The G-Speed Shuttle’s design, to this reviewer at least, looks like a miniature “jerrycan”. It’s been designed to be carried and although it weighs in at a fairly hefty 7.4Kg, the broad carrying handle has been well thought out to make lugging it around as easy as possible.
The front of the unit is dominated by the drive bay door which hinges down to access the drives. At first glance it looks like the door has a simple sliding lock, but it’s a bit more intelligent than that. Once the lock is enabled you can’t move the latch. Instead you have to use something like a paper-clip pressed into the marked hole in the door under the lock to free the latch – a simple but effective way of added security while the drive is being transported around. Under the door is a drive activity LED.
The rear of the G-Speed Shuttle is dominated by the grill for the 120mm fan (YS Tech FD129225HL-N) cooling fan. Under this and in a recessed panel sit the power button, which is a bit awkward to get at to say the least, the two Thunderbolt 3 ports, a speaker mute button and the power socket.
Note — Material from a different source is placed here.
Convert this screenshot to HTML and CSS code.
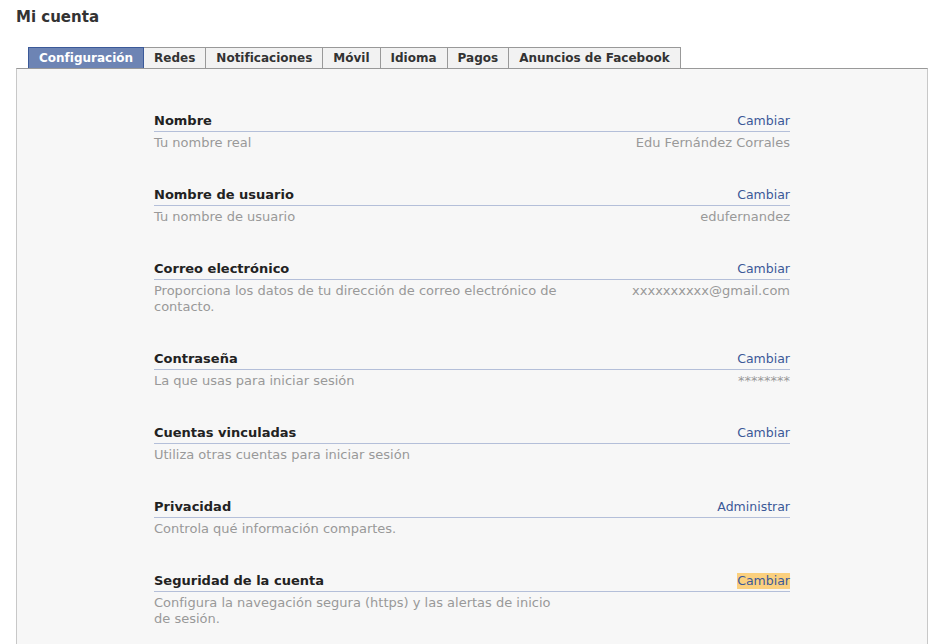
FILE: index.html
```html
<!DOCTYPE html>
<html lang="es">
<head>
<meta charset="utf-8">
<title>Mi cuenta</title>
<link rel="stylesheet" href="styles.css">
</head>
<body>
<div class="page">
  <h1 class="title">Mi cuenta</h1>
  <ul class="tabs">
    <li class="tab active">Configuración</li>
    <li class="tab">Redes</li>
    <li class="tab">Notificaciones</li>
    <li class="tab">Móvil</li>
    <li class="tab">Idioma</li>
    <li class="tab">Pagos</li>
    <li class="tab">Anuncios de Facebook</li>
  </ul>
  <div class="panel">
    <div class="settings">
      <div class="row">
        <div class="head"><span class="label">Nombre</span><a class="link">Cambiar</a></div>
        <div class="info"><span class="desc">Tu nombre real</span><span class="value">Edu Fernández Corrales</span></div>
      </div>
      <div class="row">
        <div class="head"><span class="label">Nombre de usuario</span><a class="link">Cambiar</a></div>
        <div class="info"><span class="desc">Tu nombre de usuario</span><span class="value">edufernandez</span></div>
      </div>
      <div class="row">
        <div class="head"><span class="label">Correo electrónico</span><a class="link">Cambiar</a></div>
        <div class="info"><span class="desc">Proporciona los datos de tu dirección de correo electrónico de contacto.</span><span class="value">xxxxxxxxxx@gmail.com</span></div>
      </div>
      <div class="row">
        <div class="head"><span class="label">Contraseña</span><a class="link">Cambiar</a></div>
        <div class="info"><span class="desc">La que usas para iniciar sesión</span><span class="value">********</span></div>
      </div>
      <div class="row">
        <div class="head"><span class="label">Cuentas vinculadas</span><a class="link">Cambiar</a></div>
        <div class="info"><span class="desc">Utiliza otras cuentas para iniciar sesión</span></div>
      </div>
      <div class="row">
        <div class="head"><span class="label">Privacidad</span><a class="link">Administrar</a></div>
        <div class="info"><span class="desc">Controla qué información compartes.</span></div>
      </div>
      <div class="row">
        <div class="head"><span class="label">Seguridad de la cuenta</span><a class="link highlight">Cambiar</a></div>
        <div class="info"><span class="desc">Configura la navegación segura (https) y las alertas de inicio de sesión.</span></div>
      </div>
    </div>
  </div>
</div>
</body>
</html>
```
FILE: styles.css
```css
html, body {
  margin: 0;
  padding: 0;
  background: #ffffff;
  overflow: hidden;
}
body {
  font-family: "DejaVu Sans", "Liberation Sans", sans-serif;
  font-size: 12px;
  color: #333333;
}
.page {
  padding: 8px 9px 0 16px;
}
.title {
  margin: 0;
  font-size: 15px;
  line-height: 18px;
  font-weight: bold;
  color: #333333;
}
.tabs {
  list-style: none;
  margin: 21px 0 0 12px;
  padding: 0;
  display: flex;
}
.tab {
  height: 20px;
  line-height: 20px;
  padding: 0 10px;
  border: 1px solid #999999;
  border-bottom: none;
  border-left: none;
  background: #f2f2f2;
  font-weight: bold;
  font-size: 12px;
  color: #333333;
}
.tab.active {
  background: #6d84b4;
  color: #ffffff;
  border: 1px solid #3b5998;
  border-bottom: none;
}
.panel {
  border-top: 1px solid #999999;
  border-left: 1px solid #c8c8c8;
  border-right: 1px solid #c8c8c8;
  background: #f7f7f7;
  height: 600px;
  padding-top: 44px;
}
.settings {
  width: 636px;
  margin: 0 auto;
  display: flex;
  flex-direction: column;
  gap: 36px;
}
.head {
  display: flex;
  justify-content: space-between;
  align-items: flex-end;
  border-bottom: 1px solid #b4bfd9;
  padding-bottom: 2px;
  line-height: 16px;
}
.label {
  font-weight: bold;
  font-size: 13px;
  color: #222222;
}
.link {
  color: #3b5998;
  font-size: 12.5px;
}
.highlight {
  background: #fbd07e;
}
.info {
  display: flex;
  justify-content: space-between;
  padding-top: 3px;
  line-height: 16px;
  font-size: 13px;
  color: #999999;
}
.desc {
  max-width: 405px;
}
.value {
  color: #999999;
  text-align: right;
}
```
The four vertically mounted drive bays are found behind the door in the front panel. The drive trays themselves are locked in position via a simple button and lever mechanism. Unfortunately the drive trays are not a tool-less design, but as this is a box designed to be carried around that makes sense as it does provide extra security to stop any drive movement while in transit. Each of the trays has a drive indicator LED built into it. Also you need to bear in mind that the drives are not hot-swappable.
The G-Speed Shuttle 16TB comes with four 4TB HGST Ultrastar 7K6000 enterprise class drives pre-installed. The Ultrastar 7K6000 uses five 800GB platters (discs), each with a maximum areal density of 446 Gbits/sq. in to reach its 4TB capacity.
It has a spin speed of 7,200rpm, 64MB cache and a 4.6ms latency figure. Official access times for the drive are 7.6ms for reads and 8.0ms for writes.